In the cells labeled with BrdU after E12, most BrdU positive cells were observed in the dorsal mesencephalon region whereas TH positive cells were mainly confirmed in the ventral mesencephalon (Figs. 4A–C). E10-labeled BrdU positive cells were merged with TH positive cell at E17 in the SN region (Fig. 4D).
Neurogenesis study using [3H] thymidine has shown that neurogenesis mainly occurs at E10 and E12 in the mouse mesencephalon . The results of the neurogenesis study using BrdU corroborated the previous study indicating that neurogenesis is generated predominantly at E10 and E11. BrdU positive cells were observed to be uniformly distributed in the whole mesencephalon at E10-11 and E11-12 in this study. This distribution pattern was no longer observed after E13-labeled BrdU, and BrdU positive cells were only detected in the restricted dorsal mesencephalon after E13-labeled BrdU.
In a previous TH study, TH mRNA was detected at E11.5 by in situ hybridization and real time reverse transcription-PCR . A dopamine and cyclic adenosine- 3':5'-monophosphate-regulated phosphoprotein with an apparent molecular weight of 32 kilodaltons (DARPP-32), a pre-requisite for the dopaminergic neurons development, was detected at the E-12 . Our results coincided with the previous studies. TH expression was initially detected at E11 and many E10-labeled BrdU positive cells were found to be merged with dopaminergic neurons in the SN and VTA at E17. These results demonstrated that dopaminergic neuronal development begins at E10.

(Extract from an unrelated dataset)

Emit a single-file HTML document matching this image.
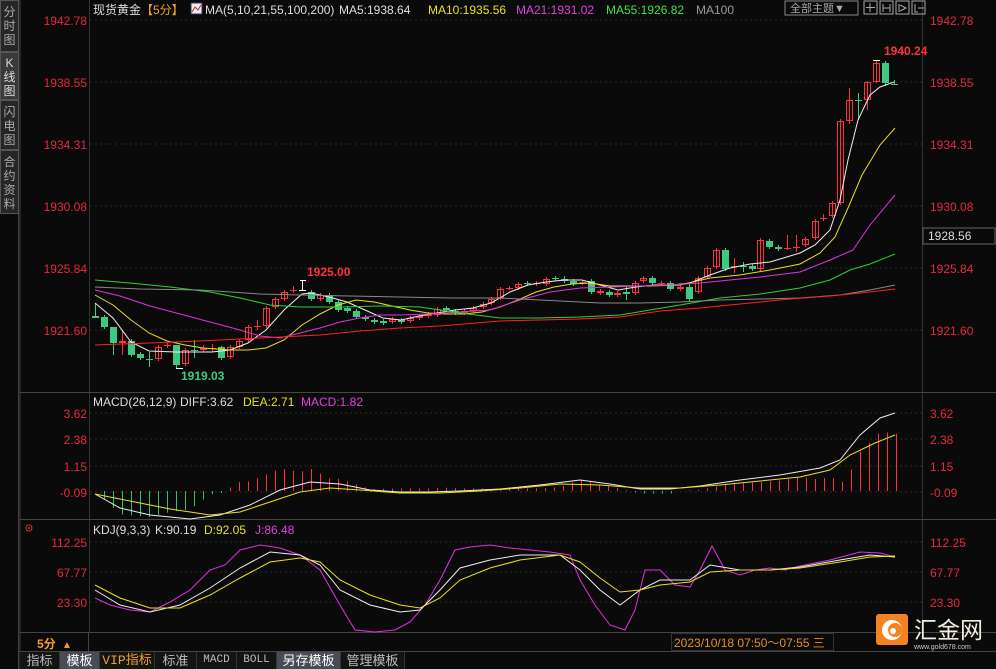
<!DOCTYPE html>
<html><head><meta charset="utf-8">
<style>
html,body{margin:0;padding:0;background:#0a0a0a;width:996px;height:669px;overflow:hidden;font-family:"Liberation Sans","Noto Sans CJK SC",sans-serif;}
svg{position:absolute;left:0;top:0}
.side{position:absolute;left:0;width:19px;background:#262626;border:1px solid #555;color:#aaa;font-size:12px;line-height:14px;text-align:center;box-sizing:border-box}
.tabs{position:absolute;top:652px;left:20px;height:17px;display:flex;font-size:13px}
.tabs div{text-align:center;line-height:17px;color:#bbb;border-right:1px solid #333;background:#141414;box-sizing:border-box}
</style></head><body>
<div class="side" style="top:0;height:52px;padding-top:4px">分<br>时<br>图</div>
<div class="side" style="top:52px;height:48px;background:#3a3a3a;color:#ddd;padding-top:3px">K<br>线<br>图</div>
<div class="side" style="top:100px;height:50px;padding-top:4px">闪<br>电<br>图</div>
<div class="side" style="top:150px;height:64px;padding-top:4px">合<br>约<br>资<br>料</div>
<div class="side" style="top:214px;height:455px;background:#0a0a0a;border:none;border-right:1px solid #444"></div>
<svg id="s" width="996" height="669" xmlns="http://www.w3.org/2000/svg"></svg>
<div class="tabs">
<div style="width:40px">指标</div><div style="width:40px;background:#4a4c55;color:#fff">模板</div><div style="width:55px;color:#f0a020;font-family:'Liberation Mono','Noto Sans CJK SC',monospace">VIP指标</div><div style="width:42px">标准</div><div style="width:40px;font-family:'Liberation Mono',monospace;font-size:11px">MACD</div><div style="width:40px;font-family:'Liberation Mono',monospace;font-size:11px">BOLL</div><div style="width:64px;background:#4a4c55;color:#fff">另存模板</div><div style="width:64px">管理模板</div>
</div>
<script>
const S=document.getElementById('s');let h='';
function L(x1,y1,x2,y2,c,w,d){h+=`<line x1="${x1}" y1="${y1}" x2="${x2}" y2="${y2}" stroke="${c}" stroke-width="${w||1}" ${d?'stroke-dasharray="'+d+'"':''}/>`}
function T(x,y,t,c,s,a,w){h+=`<text x="${x}" y="${y}" fill="${c}" font-size="${s||12}" ${a?'text-anchor="'+a+'"':''} ${w?'font-weight="bold"':''} font-family="Liberation Sans, Noto Sans CJK SC, sans-serif">${t}</text>`}
function P(pts,c){h+=`<polyline fill="none" stroke="${c}" stroke-width="1" points="${pts.map(p=>p.join(',')).join(' ')}"/>`}
L(20,0,20,669,'#444');L(89.5,0,89.5,633,'#333');L(922.5,0,922.5,633,'#333');
L(20,392.5,996,392.5,'#444');L(20,519.5,996,519.5,'#444');L(20,632.5,996,632.5,'#444');L(20,651.5,996,651.5,'#444');
L(88.5,633,88.5,651,'#444');
[[20,'1942.78'],[82,'1938.55'],[144,'1934.31'],[206,'1930.08'],[268,'1925.84'],[330,'1921.60']].forEach(([y,t])=>{L(90,y,922,y,'#2a2a2a',1,'2,3');T(87,y+5,t,'#e8283c',12,'end');T(930,y+5,t,'#e8283c',12)});
[[413,'3.62'],[439,'2.38'],[466,'1.15'],[492,'-0.09']].forEach(([y,t])=>{L(90,y,922,y,'#2a2a2a',1,'2,3');T(87,y+5,t,'#e8283c',12,'end');T(930,y+5,t,'#e8283c',12)});
[[542,'112.25'],[572,'67.77'],[602,'23.30']].forEach(([y,t])=>{L(90,y,922,y,'#2a2a2a',1,'2,3');T(87,y+5,t,'#e8283c',12,'end');T(930,y+5,t,'#e8283c',12)});
h+='<rect x="923" y="228" width="72" height="16" fill="#0a0a0a" stroke="#666"/>';T(928,240,'1928.56','#ddd',12);
T(93,14,'现货黄金','#ddd',12);T(141,14,'【5分】','#f0a020',12);
h+='<rect x="191" y="3" width="11" height="11" fill="#eee" stroke="#336"/><polyline points="192,12 195,7 198,10 201,5" fill="none" stroke="#d22"/>';
T(205,14,'MA(5,10,21,55,100,200)','#ddd',12);T(339,14,'MA5:1938.64','#ddd',12);T(428,14,'MA10:1935.56','#e8e020',12);T(516,14,'MA21:1931.02','#e040e0',12);T(606,14,'MA55:1926.82','#40e040',12);T(696,14,'MA100','#999',12);
h+='<rect x="785" y="1" width="73" height="14" fill="none" stroke="#888"/>';T(790,12,'全部主题▼','#aaa',11);
[864,880,896,912].forEach(x=>h+=`<rect x="${x}" y="1" width="13" height="13" fill="none" stroke="#aaa"/>`);
h+='<path d="M870,3v9M866,7.5h9" stroke="#aaa"/><path d="M883,4v8M890,4v8M883,8h7" stroke="#aaa"/><path d="M899,4v8M900,5l6,3l-6,3" stroke="#aaa" fill="none"/><path d="M915,4v8h3M918,8h6" stroke="#aaa" fill="none"/>';
const C=[[95,316,318,'g',303,318],[104,317,327,'g'],[113,327,343,'g',327,355],[122,341,343,'r',330,355],[131,341,355,'g'],[140,354,358,'g'],[149,359,360,'g',352,367],[158,347,359,'r'],[167,345,346,'r',343,348],[176,345,365,'g',345,368],[185,350,364,'r'],[194,350,351,'g',340,358],[203,348,350,'r',345,352],[212,348,349,'r',344,352],[221,347,358,'g',346,360],[230,347,357,'r'],[239,341,347,'r'],[248,327,340,'r'],[257,326,327,'r',320,330],[266,308,326,'r'],[275,299,307,'r'],[284,292,299,'r'],[293,290,291,'r',286,293],[302,290,291,'w',280,291],[311,292,299,'g'],[320,295,299,'r'],[329,295,302,'g'],[338,302,310,'g'],[347,308,311,'g'],[356,311,317,'g'],[365,317,319,'g'],[374,320,322,'g'],[383,321,323,'g'],[392,319,322,'r'],[401,320,322,'g'],[410,318,321,'r'],[419,316,318,'r'],[428,314,316,'r'],[437,309,315,'r'],[446,308,310,'g'],[455,311,313,'g'],[464,311,313,'r'],[473,308,311,'r'],[483,304,307,'r'],[491,299,303,'r'],[500,289,298,'r'],[509,288,289,'r',286,290],[518,284,288,'r'],[527,283,284,'g'],[536,283,284,'r'],[546,279,284,'r'],[555,278,279,'g'],[564,279,281,'g',276,283],[573,281,284,'g'],[582,282,283,'r'],[591,281,292,'g'],[600,291,293,'r'],[609,292,295,'g'],[617,293,295,'r'],[626,292,294,'g',286,300],[635,283,293,'r'],[643,278,281,'r'],[652,278,283,'g'],[661,283,284,'r'],[670,283,289,'g'],[680,287,289,'r'],[689,287,299,'g',283,301],[698,278,292,'r'],[707,268,277,'r'],[716,250,267,'r'],[725,250,269,'g'],[734,266,267,'r',258,273],[743,266,267,'g',262,272],[752,266,269,'g'],[760,240,269,'r'],[769,241,247,'g'],[778,247,249,'g'],[787,248,249,'r',235,250],[796,247,248,'r',235,252],[805,239,245,'r'],[815,221,238,'r'],[823,218,219,'r',214,221],[832,203,216,'r'],[840,121,203,'r'],[849,100,121,'r',88,124],[858,100,101,'g',93,120],[867,82,100,'r',81,110],[876,63,82,'r',60,83],[885,63,83,'g',61,86],[894,84,85,'g',80,85]];
C.forEach(([x,t,b,c,wt,wb])=>{const col=c=='r'?'#ff3040':c=='g'?'#40c880':'#fff';wt=wt||t-2;wb=wb||b+2;L(x+.5,wt,x+.5,wb,col);
 if(b-t<=1)L(x-3,t+.5,x+4,t+.5,col);else if(c=='r')h+=`<rect x="${x-2.5}" y="${t+.5}" width="6" height="${b-t-1}" fill="none" stroke="${col}"/>`;else h+=`<rect x="${x-3}" y="${t}" width="7" height="${b-t}" fill="${col}"/>`;});
L(300,280.5,306,280.5,'#fff');L(176,368.5,183,368.5,'#fff');L(873,60.5,880,60.5,'#fff');
P([[95,303],[113,318],[131,342],[149,351],[176,352],[212,352],[230,350],[248,343],[266,330],[284,310],[302,294],[311,293],[329,297],[347,302],[365,310],[383,318],[401,320],[419,316],[437,313],[455,310],[473,308],[491,303],[510,292],[528,285],[546,282],[564,280],[582,280],[600,285],[618,290],[636,287],[654,285],[672,285],[690,283],[710,275],[730,268],[750,264],[770,262],[790,256],[800,253],[815,245],[830,230],[840,200],[848,160],[858,120],[870,95],[880,87],[894,82]],'#eee');
P([[95,295],[113,305],[131,320],[149,333],[167,341],[185,345],[203,348],[230,350],[248,350],[266,348],[284,340],[302,325],[320,314],[338,305],[356,300],[374,302],[392,306],[410,310],[428,313],[446,314],[464,314],[482,312],[500,307],[518,300],[536,292],[554,287],[572,284],[590,283],[610,286],[650,286],[680,285],[710,278],[740,275],[770,270],[800,264],[820,253],[835,237],[848,208],[862,175],[880,145],[895,128]],'#e8e020');
P([[95,290],[120,296],[150,306],[180,314],[210,322],[240,330],[260,336],[280,338],[300,333],[320,328],[340,322],[360,318],[380,315],[400,315],[430,314],[460,312],[490,310],[520,300],[550,292],[580,288],[610,287],[640,286],[670,285],[700,283],[730,280],[760,277],[800,272],[830,260],[853,250],[870,225],[895,195]],'#e030e0');
P([[95,280],[130,283],[170,287],[210,292],[240,298],[270,305],[300,307],[340,307],[380,306],[420,307],[460,313],[500,318],[540,318],[580,317],[620,315],[650,310],[680,305],[720,298],[760,294],[800,288],[830,280],[850,270],[870,264],[895,254]],'#30d030');
P([[95,287],[140,289],[200,290],[260,294],[300,295],[350,296],[400,297],[450,298],[500,298],[540,300],[600,303],[640,303],[680,302],[720,300],[760,299],[800,298],[840,295],[870,290],[895,285]],'#888');
P([[95,345],[150,343],[200,341],[240,339],[280,337],[320,335],[360,331],[400,328],[440,326],[500,321],[540,320],[580,319],[620,317],[660,311],[700,308],[740,304],[790,299],[830,296],[860,293],[895,289]],'#ff2020');
T(307,276,'1925.00','#ff3040',12,null,1);T(181,380,'1919.03','#40c880',12,null,1);T(884,55,'1940.24','#ff3040',12,null,1);
T(93,406,'MACD(26,12,9)','#ddd',12);T(180,406,'DIFF:3.62','#ddd',12);T(243,406,'DEA:2.71','#e8e020',12);T(301,406,'MACD:1.82','#e040e0',12);
const DIF=[[95,494],[120,508],[150,515],[190,519],[220,515],[250,505],[280,490],[310,482],[340,484],[370,490],[400,492],[430,492],[460,491],[500,489],[540,485],[580,480],[610,484],[640,489],[670,489],[700,486],[740,480],[780,475],[820,468],[840,460],[860,435],[880,418],[895,413]];
const DEA=[[95,494],[130,501],[170,509],[210,515],[240,512],[270,502],[300,492],[330,488],[360,490],[400,493],[440,493],[480,491],[520,488],[560,484],[600,485],[640,488],[680,488],[720,485],[760,481],[800,477],[830,470],[850,455],[875,443],[895,435]];
function I(a,x){for(let i=1;i<a.length;i++)if(x<=a[i][0]){const [x0,y0]=a[i-1],[x1,y1]=a[i];return y0+(y1-y0)*(x-x0)/(x1-x0)}return a[a.length-1][1]}
for(let x=95;x<=897;x+=9){const d=(I(DEA,x)-I(DIF,x))*2.6;const z=491;if(d>0)L(x+.5,z-d,x+.5,z,'#ff3040');else L(x+.5,z,x+.5,z-d,'#30c060');}
P(DIF,'#eee');P(DEA,'#e8e020');
h+='<circle cx="29" cy="528" r="3" fill="none" stroke="#e03030"/><circle cx="29" cy="528" r="1" fill="#e03030"/>';
T(93,534,'KDJ(9,3,3)','#ddd',12);T(155,534,'K:90.19','#ddd',12);T(204,534,'D:92.05','#e8e020',12);T(255,534,'J:86.48','#e040e0',12);
P([[95,598],[110,605],[130,610],[150,612],[170,602],[190,590],[210,570],[225,565],[240,550],[260,545],[280,548],[300,555],[320,570],[340,605],[355,630],[375,632],[395,630],[410,622],[425,605],[440,580],[455,550],[470,547],[490,545],[510,548],[530,550],[550,552],[570,555],[580,580],[595,605],[610,625],[625,630],[635,610],[645,570],[660,570],[675,585],[690,587],[700,570],[712,546],[725,570],[740,575],[755,570],[770,568],[785,570],[800,566],[830,560],[860,552],[880,553],[895,557]],'#e030e0');
P([[95,590],[120,605],[150,612],[180,605],[210,588],[240,568],[270,552],[300,555],[320,565],[340,590],[370,605],[400,612],[420,610],[440,590],[460,568],[490,560],[520,555],[560,555],[580,570],[600,590],[620,605],[640,590],[660,580],[690,580],[710,565],[740,570],[770,570],[800,567],[840,560],[870,555],[895,557]],'#eee');
P([[95,585],[120,598],[150,608],[180,608],[210,595],[240,578],[270,562],[300,558],[320,562],[340,580],[370,595],[400,605],[420,608],[440,598],[460,580],[490,568],[520,560],[560,555],[580,562],[600,578],[620,592],[640,590],[660,585],[690,582],[710,572],[740,570],[770,570],[800,568],[840,562],[870,557],[895,556]],'#e8e020');
T(37,648,'5分','#f0a020',12,null,1);T(62,648,'▲','#f0a020',10);
h+='<rect x="671.5" y="633.5" width="162" height="17" fill="none" stroke="#333"/>';T(674,647,'2023/10/18 07:50～07:55 三','#e89020',12);
h+='<rect x="876" y="614" width="32" height="31" rx="3" fill="#f58220"/><circle cx="892" cy="630" r="10" fill="#fff"/><circle cx="895" cy="630" r="7" fill="#f58220"/><circle cx="893" cy="631" r="3" fill="#fff"/>';
T(914,638,'汇金网','#f2eee0',23);T(914,649,'www.gold678.com','#ccc',7);
S.innerHTML=h;
</script>
</body></html>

Neuronal migration seems to be an essential phase in the formation of the anatomical architecture of the mesencephalon. One important feature of neuronal cells in the developing central nervous system is their ability to migrate away from their origin germinal zone to their final position . Cells generated in the ventral mesencephalon can migrate ventrally and dorsally . This BrdU study showed evidence of neuronal migration in the mesencephalon. E10- and E11-labeled BrdU positive cells were uniformly distributed at E11-E12. However, these cells become diminished in the red nucleus area at E17. This depletion of cells is considered to be the consequence of dorsal and ventral neuronal migration. Although a minor difference was observed between the migration of E10- and E11-labeled cells, they showed the same dorsal and ventral migration pattern. It has been shown that E11-originated neurons can migrate ventrally to form SN and VTA [19, 20]. This study showed similar result in that E10- and E11-BrdU labeled cells merged with TH labeled cells were detected in the SN and VTA at E17.